▸ **TASK BRIEF**: Set the listing down again in full, word for word, with the pictures left out.

** Begin RAW DATA **

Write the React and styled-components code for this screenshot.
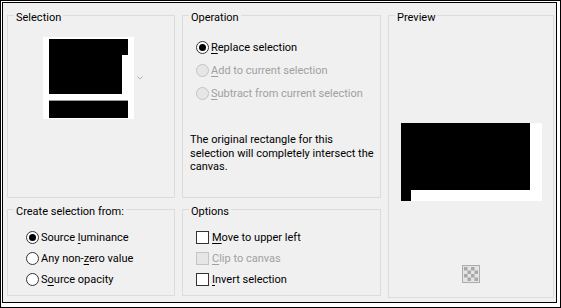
import React from 'react'
import styled, { createGlobalStyle } from 'styled-components'

const GlobalStyle = createGlobalStyle`
   html, body {
      margin: 0;
      padding: 0;
      background: #fff;
   }
   body {
      font-family: Roboto, "Liberation Sans", sans-serif;
      font-size: 11px;
      color: #000;
   }
`

const Frame = styled.div`
   width: 561px;
   height: 308px;
   box-sizing: border-box;
   border: 1px solid #000;
   padding: 1px 3px 4px 1px;
   background: #fff;
`

const Dialog = styled.div`
   height: 100%;
   box-sizing: border-box;
   border: 1px solid #000;
   background: #f0f0f0;
   padding: 4px 0 0 4px;
   display: grid;
   grid-template-columns: 168px 199px 166px;
   grid-template-rows: 191px 97px;
   column-gap: 7px;
   row-gap: 3px;
   align-items: start;
`

const Group = styled.fieldset`
   margin: 0;
   padding: 0;
   min-width: 0;
   box-sizing: border-box;
   border: 1px solid #dcdcdc;
   height: ${(p) => p.$h}px;
   grid-row: ${(p) => (p.$span ? '1 / span 2' : 'auto')};
   grid-column: ${(p) => p.$col};
`

const Legend = styled.legend`
   padding: 4px 2px 0;
   margin-left: 6px;
   line-height: 13px;
`

const List = styled.div`
   margin: ${(p) => p.$top}px 0 0 ${(p) => p.$left}px;
`

const Option = styled.label`
   display: flex;
   align-items: center;
   height: ${(p) => p.$h}px;
   color: ${(p) => (p.$disabled ? '#a0a0a0' : '#000')};
   white-space: nowrap;
`

const RadioMark = styled.span`
   width: 13px;
   height: 13px;
   box-sizing: border-box;
   border-radius: 50%;
   border: 1px solid ${(p) => (p.$disabled ? '#c4c4c4' : '#333')};
   background: ${(p) => (p.$disabled ? '#e6e6e6' : '#fff')};
   display: flex;
   align-items: center;
   justify-content: center;
   margin-right: 2px;
   flex: none;

   &::after {
      content: '';
      width: 7px;
      height: 7px;
      border-radius: 50%;
      background: #000;
      display: ${(p) => (p.$checked ? 'block' : 'none')};
   }
`

const CheckMark = styled.span`
   width: 13px;
   height: 13px;
   box-sizing: border-box;
   border: 1px solid ${(p) => (p.$disabled ? '#c4c4c4' : '#333')};
   background: ${(p) => (p.$disabled ? '#e6e6e6' : '#fff')};
   margin-right: 3px;
   flex: none;
`

const Key = styled.span`
   text-decoration: underline;
   text-underline-offset: 2px;
`

const Note = styled.p`
   margin: 28px 0 0 7px;
   line-height: 13.5px;
`

const ThumbRow = styled.div`
   display: flex;
   align-items: center;
   gap: 3px;
   margin: 13px 0 0 35px;
`

const PreviewBody = styled.div`
   display: flex;
   flex-direction: column;
   align-items: center;
`

const PreviewImage = styled.svg`
   display: block;
   margin-top: 99px;
`

const CheckerButton = styled.svg`
   display: block;
   margin-top: 64px;
`

function Radio({ checked, disabled, h = 23, children }) {
   return (
      <Option $h={h} $disabled={disabled}>
         <RadioMark $checked={checked} $disabled={disabled} />
         <span>{children}</span>
      </Option>
   )
}

function Check({ disabled, children }) {
   return (
      <Option $h={21} $disabled={disabled}>
         <CheckMark $disabled={disabled} />
         <span>{children}</span>
      </Option>
   )
}

function Thumbnail() {
   return (
      <svg width="91" height="82" viewBox="0 0 91 82">
         <rect width="91" height="82" fill="#fff" />
         <rect x="6" y="2" width="73" height="55" fill="#000" />
         <rect x="79" y="2" width="6" height="16" fill="#000" />
         <rect x="6" y="63" width="79" height="1" fill="#9a9a9a" />
         <rect x="6" y="64" width="79" height="17" fill="#000" />
      </svg>
   )
}

function Chevron() {
   return (
      <svg width="6" height="4" viewBox="0 0 6 4">
         <polyline points="0.5,0.5 3,3 5.5,0.5" fill="none" stroke="#b0b0b0" strokeWidth="1" />
      </svg>
   )
}

function Checker() {
   const cells = []
   for (let r = 0; r < 4; r++) {
      for (let c = 0; c < 4; c++) {
         if ((r + c) % 2 === 0) {
            cells.push(<rect key={`${r}-${c}`} x={2 + c * 3.5} y={2 + r * 3.5} width="3.5" height="3.5" fill="#a8a8a8" />)
         }
      }
   }
   return (
      <CheckerButton width="18" height="18" viewBox="0 0 18 18">
         <rect x="0.5" y="0.5" width="17" height="17" fill="#e4e4e4" stroke="#adadad" />
         {cells}
      </CheckerButton>
   )
}

export default function App() {
   return (
      <>
         <GlobalStyle />
         <Frame>
            <Dialog>
               <Group $h={191} $col={1}>
                  <Legend>Selection</Legend>
                  <ThumbRow>
                     <Thumbnail />
                     <Chevron />
                  </ThumbRow>
               </Group>

               <Group $h={191} $col={2}>
                  <Legend>Operation</Legend>
                  <List $top={12} $left={13}>
                     <Radio checked><Key>R</Key>eplace selection</Radio>
                     <Radio disabled><Key>A</Key>dd to current selection</Radio>
                     <Radio disabled><Key>S</Key>ubtract from current selection</Radio>
                  </List>
                  <Note>
                     The original rectangle for this
                     <br />
                     selection will completely intersect the
                     <br />
                     canvas.
                  </Note>
               </Group>

               <Group $h={291} $col={3} $span>
                  <Legend>Preview</Legend>
                  <PreviewBody>
                     <PreviewImage width="141" height="78" viewBox="0 0 141 78">
                        <rect width="141" height="78" fill="#fff" />
                        <rect width="129" height="67" fill="#000" />
                        <rect y="67" width="10" height="11" fill="#000" />
                     </PreviewImage>
                     <Checker />
                  </PreviewBody>
               </Group>

               <Group $h={95} $col={1}>
                  <Legend>Create selection from:</Legend>
                  <List $top={9} $left={18}>
                     <Radio checked h={21}>Source <Key>l</Key>uminance</Radio>
                     <Radio h={21}>Any non-<Key>z</Key>ero value</Radio>
                     <Radio h={21}>S<Key>o</Key>urce opacity</Radio>
                  </List>
               </Group>

               <Group $h={95} $col={2}>
                  <Legend>Options</Legend>
                  <List $top={9} $left={13}>
                     <Check><Key>M</Key>ove to upper left</Check>
                     <Check disabled><Key>C</Key>lip to canvas</Check>
                     <Check><Key>I</Key>nvert selection</Check>
                  </List>
               </Group>
            </Dialog>
         </Frame>
      </>
   )
}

** End RAW DATA **

▸ **EXERCISE RESULT**:
Write the React and styled-components code for this screenshot.
import React from 'react'
import styled, { createGlobalStyle } from 'styled-components'

const GlobalStyle = createGlobalStyle`
   html, body {
      margin: 0;
      padding: 0;
      background: #fff;
   }
   body {
      font-family: Roboto, "Liberation Sans", sans-serif;
      font-size: 11px;
      color: #000;
   }
`

const Frame = styled.div`
   width: 561px;
   height: 308px;
   box-sizing: border-box;
   border: 1px solid #000;
   padding: 1px 3px 4px 1px;
   background: #fff;
`

const Dialog = styled.div`
   height: 100%;
   box-sizing: border-box;
   border: 1px solid #000;
   background: #f0f0f0;
   padding: 4px 0 0 4px;
   display: grid;
   grid-template-columns: 168px 199px 166px;
   grid-template-rows: 191px 97px;
   column-gap: 7px;
   row-gap: 3px;
   align-items: start;
`

const Group = styled.fieldset`
   margin: 0;
   padding: 0;
   min-width: 0;
   box-sizing: border-box;
   border: 1px solid #dcdcdc;
   height: ${(p) => p.$h}px;
   grid-row: ${(p) => (p.$span ? '1 / span 2' : 'auto')};
   grid-column: ${(p) => p.$col};
`

const Legend = styled.legend`
   padding: 4px 2px 0;
   margin-left: 6px;
   line-height: 13px;
`

const List = styled.div`
   margin: ${(p) => p.$top}px 0 0 ${(p) => p.$left}px;
`

const Option = styled.label`
   display: flex;
   align-items: center;
   height: ${(p) => p.$h}px;
   color: ${(p) => (p.$disabled ? '#a0a0a0' : '#000')};
   white-space: nowrap;
`

const RadioMark = styled.span`
   width: 13px;
   height: 13px;
   box-sizing: border-box;
   border-radius: 50%;
   border: 1px solid ${(p) => (p.$disabled ? '#c4c4c4' : '#333')};
   background: ${(p) => (p.$disabled ? '#e6e6e6' : '#fff')};
   display: flex;
   align-items: center;
   justify-content: center;
   margin-right: 2px;
   flex: none;

   &::after {
      content: '';
      width: 7px;
      height: 7px;
      border-radius: 50%;
      background: #000;
      display: ${(p) => (p.$checked ? 'block' : 'none')};
   }
`

const CheckMark = styled.span`
   width: 13px;
   height: 13px;
   box-sizing: border-box;
   border: 1px solid ${(p) => (p.$disabled ? '#c4c4c4' : '#333')};
   background: ${(p) => (p.$disabled ? '#e6e6e6' : '#fff')};
   margin-right: 3px;
   flex: none;
`

const Key = styled.span`
   text-decoration: underline;
   text-underline-offset: 2px;
`

const Note = styled.p`
   margin: 28px 0 0 7px;
   line-height: 13.5px;
`

const ThumbRow = styled.div`
   display: flex;
   align-items: center;
   gap: 3px;
   margin: 13px 0 0 35px;
`

const PreviewBody = styled.div`
   display: flex;
   flex-direction: column;
   align-items: center;
`

const PreviewImage = styled.svg`
   display: block;
   margin-top: 99px;
`

const CheckerButton = styled.svg`
   display: block;
   margin-top: 64px;
`

function Radio({ checked, disabled, h = 23, children }) {
   return (
      <Option $h={h} $disabled={disabled}>
         <RadioMark $checked={checked} $disabled={disabled} />
         <span>{children}</span>
      </Option>
   )
}

function Check({ disabled, children }) {
   return (
      <Option $h={21} $disabled={disabled}>
         <CheckMark $disabled={disabled} />
         <span>{children}</span>
      </Option>
   )
}

function Thumbnail() {
   return (
      <svg width="91" height="82" viewBox="0 0 91 82">
         <rect width="91" height="82" fill="#fff" />
         <rect x="6" y="2" width="73" height="55" fill="#000" />
         <rect x="79" y="2" width="6" height="16" fill="#000" />
         <rect x="6" y="63" width="79" height="1" fill="#9a9a9a" />
         <rect x="6" y="64" width="79" height="17" fill="#000" />
      </svg>
   )
}

function Chevron() {
   return (
      <svg width="6" height="4" viewBox="0 0 6 4">
         <polyline points="0.5,0.5 3,3 5.5,0.5" fill="none" stroke="#b0b0b0" strokeWidth="1" />
      </svg>
   )
}

function Checker() {
   const cells = []
   for (let r = 0; r < 4; r++) {
      for (let c = 0; c < 4; c++) {
         if ((r + c) % 2 === 0) {
            cells.push(<rect key={`${r}-${c}`} x={2 + c * 3.5} y={2 + r * 3.5} width="3.5" height="3.5" fill="#a8a8a8" />)
         }
      }
   }
   return (
      <CheckerButton width="18" height="18" viewBox="0 0 18 18">
         <rect x="0.5" y="0.5" width="17" height="17" fill="#e4e4e4" stroke="#adadad" />
         {cells}
      </CheckerButton>
   )
}

export default function App() {
   return (
      <>
         <GlobalStyle />
         <Frame>
            <Dialog>
               <Group $h={191} $col={1}>
                  <Legend>Selection</Legend>
                  <ThumbRow>
                     <Thumbnail />
                     <Chevron />
                  </ThumbRow>
               </Group>

               <Group $h={191} $col={2}>
                  <Legend>Operation</Legend>
                  <List $top={12} $left={13}>
                     <Radio checked><Key>R</Key>eplace selection</Radio>
                     <Radio disabled><Key>A</Key>dd to current selection</Radio>
                     <Radio disabled><Key>S</Key>ubtract from current selection</Radio>
                  </List>
                  <Note>
                     The original rectangle for this
                     <br />
                     selection will completely intersect the
                     <br />
                     canvas.
                  </Note>
               </Group>

               <Group $h={291} $col={3} $span>
                  <Legend>Preview</Legend>
                  <PreviewBody>
                     <PreviewImage width="141" height="78" viewBox="0 0 141 78">
                        <rect width="141" height="78" fill="#fff" />
                        <rect width="129" height="67" fill="#000" />
                        <rect y="67" width="10" height="11" fill="#000" />
                     </PreviewImage>
                     <Checker />
                  </PreviewBody>
               </Group>

               <Group $h={95} $col={1}>
                  <Legend>Create selection from:</Legend>
                  <List $top={9} $left={18}>
                     <Radio checked h={21}>Source <Key>l</Key>uminance</Radio>
                     <Radio h={21}>Any non-<Key>z</Key>ero value</Radio>
                     <Radio h={21}>S<Key>o</Key>urce opacity</Radio>
                  </List>
               </Group>

               <Group $h={95} $col={2}>
                  <Legend>Options</Legend>
                  <List $top={9} $left={13}>
                     <Check><Key>M</Key>ove to upper left</Check>
                     <Check disabled><Key>C</Key>lip to canvas</Check>
                     <Check><Key>I</Key>nvert selection</Check>
                  </List>
               </Group>
            </Dialog>
         </Frame>
      </>
   )
}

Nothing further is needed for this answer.